Families of Death Row Inmate Victims Upset Over Judge's Death Penalty Ruling

After a federal judge declared that the death penalty was "unconstitutional" in the state of California Wednesday, family members of victims whose killers were on death row are in disbelief.

The ruling overturns the death sentence of Ernest Jones, who was convicted in 1995 of killing his girlfriend’s mother in Orange County. Of the 748 inmates on death row, more than 40 percent, like Jones, have been there for longer than 19 years. Tiquan Cox is one of those inmates.

Cox was sentenced to death for killing four members of ex-NFL player Kermit Alexander’s family in 1984. Two other members of the Crips gang were also involved and sentenced to life in prison for the death of Alexander’s 59-year-old mother, 24-year-old sister and two young nephews.

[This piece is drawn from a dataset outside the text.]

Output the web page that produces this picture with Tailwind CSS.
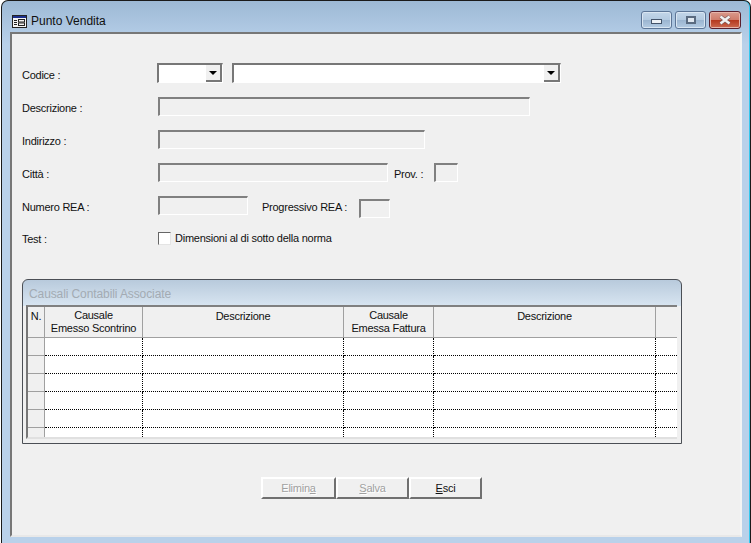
<!DOCTYPE html>
<html lang="it">
<head>
    <meta charset="UTF-8">
    <title>Punto Vendita</title>
    <script src="https://cdn.jsdelivr.net/npm/@tailwindcss/browser@4"></script>
</head>
<body class="w-[751px] h-[543px] overflow-hidden bg-white font-['Liberation_Sans',sans-serif] text-[11px] tracking-[-0.25px] leading-[14px] text-[#111]">
    <!-- Window frame -->
    <div class="w-[750px] h-[543px] ml-[1px] flex flex-col rounded-t-[7px] border-l border-t border-r border-[#1a1a1a] bg-[#b9d1ea] bg-gradient-to-b from-[#9db9d5] from-0% to-[#b9d1ea] to-[8%] shadow-[inset_-1px_0_0_#35c8ee]">
        <!-- Title bar -->
        <div class="h-[31px] shrink-0 flex pl-[10px] pr-[9px]">
            <svg class="mt-[14px]" width="15" height="13" viewBox="0 0 15 13">
                <rect x="0.5" y="0.5" width="14" height="12" fill="#f4f4f4" stroke="#222"/>
                <rect x="1" y="1" width="13" height="2" fill="#1c2f8c"/>
                <path d="M2 5.5h3M2 7.5h3M2 9.5h3" stroke="#222"/>
                <rect x="6.5" y="4.5" width="6" height="2.5" fill="none" stroke="#222"/>
                <rect x="6.5" y="8" width="6" height="2.5" fill="none" stroke="#222"/>
            </svg>
            <span class="ml-[4px] mt-[13px] text-[12px] tracking-normal text-[#101010]">Punto Vendita</span>
            <div class="ml-auto flex gap-[3px] mt-[10px] h-[18px]">
                <div class="w-[31px] h-[18px] rounded-[3px] border border-[#5c7596] flex items-center justify-center bg-[linear-gradient(#c3d6e9_0%,#b3cae0_48%,#9ab4cf_50%,#b4cce3_100%)] shadow-[inset_0_0_0_1px_#d9e6f2]">
                    <div class="w-[11px] h-[5px] mt-[3px] bg-[#eef2f6] border border-[#44546a]"></div>
                </div>
                <div class="w-[31px] h-[18px] rounded-[3px] border border-[#5c7596] flex items-center justify-center bg-[linear-gradient(#c3d6e9_0%,#b3cae0_48%,#9ab4cf_50%,#b4cce3_100%)] shadow-[inset_0_0_0_1px_#d9e6f2]">
                    <div class="w-[10px] h-[8px] bg-[#dfe7ef] border-2 border-[#5a6b80]"></div>
                </div>
                <div class="w-[32px] h-[18px] rounded-[3px] border border-[#5a1f2c] flex items-center justify-center bg-[linear-gradient(#d99a8c_0%,#cf7c6b_48%,#b5391f_52%,#cc6a50_100%)] shadow-[inset_0_0_0_1px_#e6b5aa]">
                    <svg width="14" height="10" viewBox="0 0 14 10">
                        <path d="M2.5 1.5L11.5 8.5M11.5 1.5L2.5 8.5" stroke="#7a5a5a" stroke-width="3.6"/>
                        <path d="M2.5 1.5L11.5 8.5M11.5 1.5L2.5 8.5" stroke="#f2f2f2" stroke-width="2.4"/>
                    </svg>
                </div>
            </div>
        </div>

        <!-- Client area -->
        <div class="w-[732px] h-[505px] ml-[8px] shrink-0 bg-[#f0f0f0] border-l-2 border-t-2 border-l-[#777] border-t-[#777] border-r-2 border-b-2 border-r-[#f4f4f4] border-b-[#e8e8e8] pl-[10px]">
            <div class="flex items-start h-[20px] mt-[29px]">
                <label class="w-[135px] mt-[5px]">Codice :</label>
                <div class="w-[66px] h-[20px] flex justify-end bg-white border-l-2 border-t-2 border-l-[#777] border-t-[#777] border-r border-b border-r-white border-b-white">
                    <div class="w-[16px] h-[17px] flex items-center justify-center bg-[#f0f0f0] border-r-2 border-b-2 border-r-[#777] border-b-[#777]">
                        <div class="w-0 h-0 border-l-[4px] border-r-[4px] border-t-[4px] border-l-transparent border-r-transparent border-t-black"></div>
                    </div>
                </div>
                <div class="w-[329px] h-[20px] ml-[9px] flex justify-end bg-white border-l-2 border-t-2 border-l-[#777] border-t-[#777] border-r border-b border-r-white border-b-white">
                    <div class="w-[16px] h-[17px] flex items-center justify-center bg-[#f0f0f0] border-r-2 border-b-2 border-r-[#777] border-b-[#777]">
                        <div class="w-0 h-0 border-l-[4px] border-r-[4px] border-t-[4px] border-l-transparent border-r-transparent border-t-black"></div>
                    </div>
                </div>
            </div>

            <div class="flex items-start h-[19px] mt-[14px]">
                <label class="w-[136px] mt-[4px]">Descrizione :</label>
                <div class="w-[372px] h-[19px] border-l-2 border-t-2 border-l-[#808080] border-t-[#808080] border-r border-b border-r-white border-b-white"></div>
            </div>

            <div class="flex items-start h-[19px] mt-[14px]">
                <label class="w-[136px] mt-[4px]">Indirizzo :</label>
                <div class="w-[267px] h-[19px] border-l-2 border-t-2 border-l-[#808080] border-t-[#808080] border-r border-b border-r-white border-b-white"></div>
            </div>

            <div class="flex items-start h-[19px] mt-[14px]">
                <label class="w-[136px] mt-[4px]">Città :</label>
                <div class="w-[230px] h-[19px] border-l-2 border-t-2 border-l-[#808080] border-t-[#808080] border-r border-b border-r-white border-b-white"></div>
                <label class="ml-[6px] mt-[4px] w-[40px]">Prov. :</label>
                <div class="w-[24px] h-[19px] border-l-2 border-t-2 border-l-[#808080] border-t-[#808080] border-r border-b border-r-white border-b-white"></div>
            </div>

            <div class="flex items-start h-[19px] mt-[14px]">
                <label class="w-[136px] mt-[4px]">Numero REA :</label>
                <div class="w-[90px] h-[19px] border-l-2 border-t-2 border-l-[#808080] border-t-[#808080] border-r border-b border-r-white border-b-white"></div>
                <label class="ml-[14px] mt-[4px] w-[97px] whitespace-nowrap">Progressivo REA :</label>
                <div class="w-[31px] h-[19px] mt-[3px] border-l-2 border-t-2 border-l-[#808080] border-t-[#808080] border-r border-b border-r-white border-b-white"></div>
            </div>

            <div class="flex items-start h-[14px] mt-[17px]">
                <label class="w-[136px]">Test :</label>
                <div class="w-[13px] h-[13px] bg-white border-l border-t border-l-[#666] border-t-[#666] border-r border-b border-r-[#e4e4e4] border-b-[#e4e4e4]"></div>
                <span class="ml-[4px] -mt-[1px]">Dimensioni al di sotto della norma</span>
            </div>

            <!-- Group box -->
            <div class="w-[660px] h-[165px] mt-[33px] flex flex-col rounded-t-[6px] bg-[linear-gradient(#b8cadc_0px,#d8e5f1_26px,#f0f0f0_26px)] border border-[#4b4f55] pl-[3px] pr-[3px]">
                <div class="h-[25px] shrink-0 pl-[3px] pt-[7px] text-[12px] tracking-[-0.1px] text-[#a3abb3]">Causali Contabili Associate</div>
                <div class="w-[651px] h-[134px] flex flex-col bg-white border-l-2 border-t-2 border-l-[#777] border-t-[#808080] border-b-2 border-b-[#e0e0e0]">
                    <!-- Header row -->
                    <div class="h-[31px] shrink-0 flex text-center bg-[#f0f0f0] border-b border-[#a0a0a0]">
                        <div class="w-[17px] border-r border-[#a0a0a0] pt-[2px]">N.</div>
                        <div class="w-[98px] border-r border-[#a0a0a0] leading-[13px] pt-[2px]">Causale<br>Emesso Scontrino</div>
                        <div class="w-[201px] border-r border-[#a0a0a0] pt-[2px]">Descrizione</div>
                        <div class="w-[90px] border-r border-[#a0a0a0] leading-[13px] pt-[2px]">Causale<br>Emessa Fattura</div>
                        <div class="w-[222px] border-r border-[#a0a0a0] pt-[2px]">Descrizione</div>
                        <div class="flex-1"></div>
                    </div>
                    <!-- Rows -->
                    <div class="h-[18px] shrink-0 flex">
                        <div class="w-[17px] bg-[#f0f0f0] border-r border-b border-[#a0a0a0]"></div>
                        <div class="w-[98px] border-r border-b border-dotted border-black"></div>
                        <div class="w-[201px] border-r border-b border-dotted border-black"></div>
                        <div class="w-[90px] border-r border-b border-dotted border-black"></div>
                        <div class="w-[222px] border-r border-b border-dotted border-black"></div>
                        <div class="flex-1 border-b border-dotted border-black"></div>
                    </div>
                    <div class="h-[18px] shrink-0 flex">
                        <div class="w-[17px] bg-[#f0f0f0] border-r border-b border-[#a0a0a0]"></div>
                        <div class="w-[98px] border-r border-b border-dotted border-black"></div>
                        <div class="w-[201px] border-r border-b border-dotted border-black"></div>
                        <div class="w-[90px] border-r border-b border-dotted border-black"></div>
                        <div class="w-[222px] border-r border-b border-dotted border-black"></div>
                        <div class="flex-1 border-b border-dotted border-black"></div>
                    </div>
                    <div class="h-[18px] shrink-0 flex">
                        <div class="w-[17px] bg-[#f0f0f0] border-r border-b border-[#a0a0a0]"></div>
                        <div class="w-[98px] border-r border-b border-dotted border-black"></div>
                        <div class="w-[201px] border-r border-b border-dotted border-black"></div>
                        <div class="w-[90px] border-r border-b border-dotted border-black"></div>
                        <div class="w-[222px] border-r border-b border-dotted border-black"></div>
                        <div class="flex-1 border-b border-dotted border-black"></div>
                    </div>
                    <div class="h-[18px] shrink-0 flex">
                        <div class="w-[17px] bg-[#f0f0f0] border-r border-b border-[#a0a0a0]"></div>
                        <div class="w-[98px] border-r border-b border-dotted border-black"></div>
                        <div class="w-[201px] border-r border-b border-dotted border-black"></div>
                        <div class="w-[90px] border-r border-b border-dotted border-black"></div>
                        <div class="w-[222px] border-r border-b border-dotted border-black"></div>
                        <div class="flex-1 border-b border-dotted border-black"></div>
                    </div>
                    <div class="h-[18px] shrink-0 flex">
                        <div class="w-[17px] bg-[#f0f0f0] border-r border-b border-[#a0a0a0]"></div>
                        <div class="w-[98px] border-r border-b border-dotted border-black"></div>
                        <div class="w-[201px] border-r border-b border-dotted border-black"></div>
                        <div class="w-[90px] border-r border-b border-dotted border-black"></div>
                        <div class="w-[222px] border-r border-b border-dotted border-black"></div>
                        <div class="flex-1 border-b border-dotted border-black"></div>
                    </div>
                    <div class="flex-1 flex">
                        <div class="w-[17px] bg-[#f0f0f0] border-r border-[#a0a0a0]"></div>
                        <div class="w-[98px] border-r border-dotted border-black"></div>
                        <div class="w-[201px] border-r border-dotted border-black"></div>
                        <div class="w-[90px] border-r border-dotted border-black"></div>
                        <div class="w-[222px] border-r border-dotted border-black"></div>
                    </div>
                </div>
            </div>

            <!-- Buttons -->
            <div class="flex ml-[239px] mt-[33px] h-[22px]">
                <button class="w-[75px] h-[22px] bg-[#f0f0f0] border-l-2 border-t-2 border-l-white border-t-white border-r-2 border-b-2 border-r-[#707070] border-b-[#707070] text-[#a0a0a0] [text-shadow:1px_1px_0_#fff]">Elimin<u>a</u></button>
                <button class="w-[73px] h-[22px] bg-[#f0f0f0] border-l-2 border-t-2 border-l-white border-t-white border-r-2 border-b-2 border-r-[#707070] border-b-[#707070] text-[#a0a0a0] [text-shadow:1px_1px_0_#fff]"><u>S</u>alva</button>
                <button class="w-[73px] h-[22px] bg-[#f0f0f0] border-l-2 border-t-2 border-l-white border-t-white border-r-2 border-b-2 border-r-[#707070] border-b-[#707070] text-[#111]"><u>E</u>sci</button>
            </div>
        </div>
    </div>
</body>
</html>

"I’m saddened by this, deeply saddened, because I thought we had reached a point in society that we could be held accountable," Alexander said of the ruling.

The Crips gang members targeted the wrong home and killed Alexander’s family in a hail of gun fire. Alexander said he was supposed to be having coffee with his mom that day, but overslept.

He misses his mother every day and keeps a portrait of her in his home, one that he says "hello and goodbye" to everyday.

"I don't want to sacrifice my life because I'm angry," Alexander said. "I have kids to raise, I have a wife to love, so I need to move on with my life no matter what happens in society."

Rodney Alcala was sentenced to death for killing one girl and four women in the 1970’s – one of those women being Jill Parenteau, a 21-year-old torture victim killed in 1979.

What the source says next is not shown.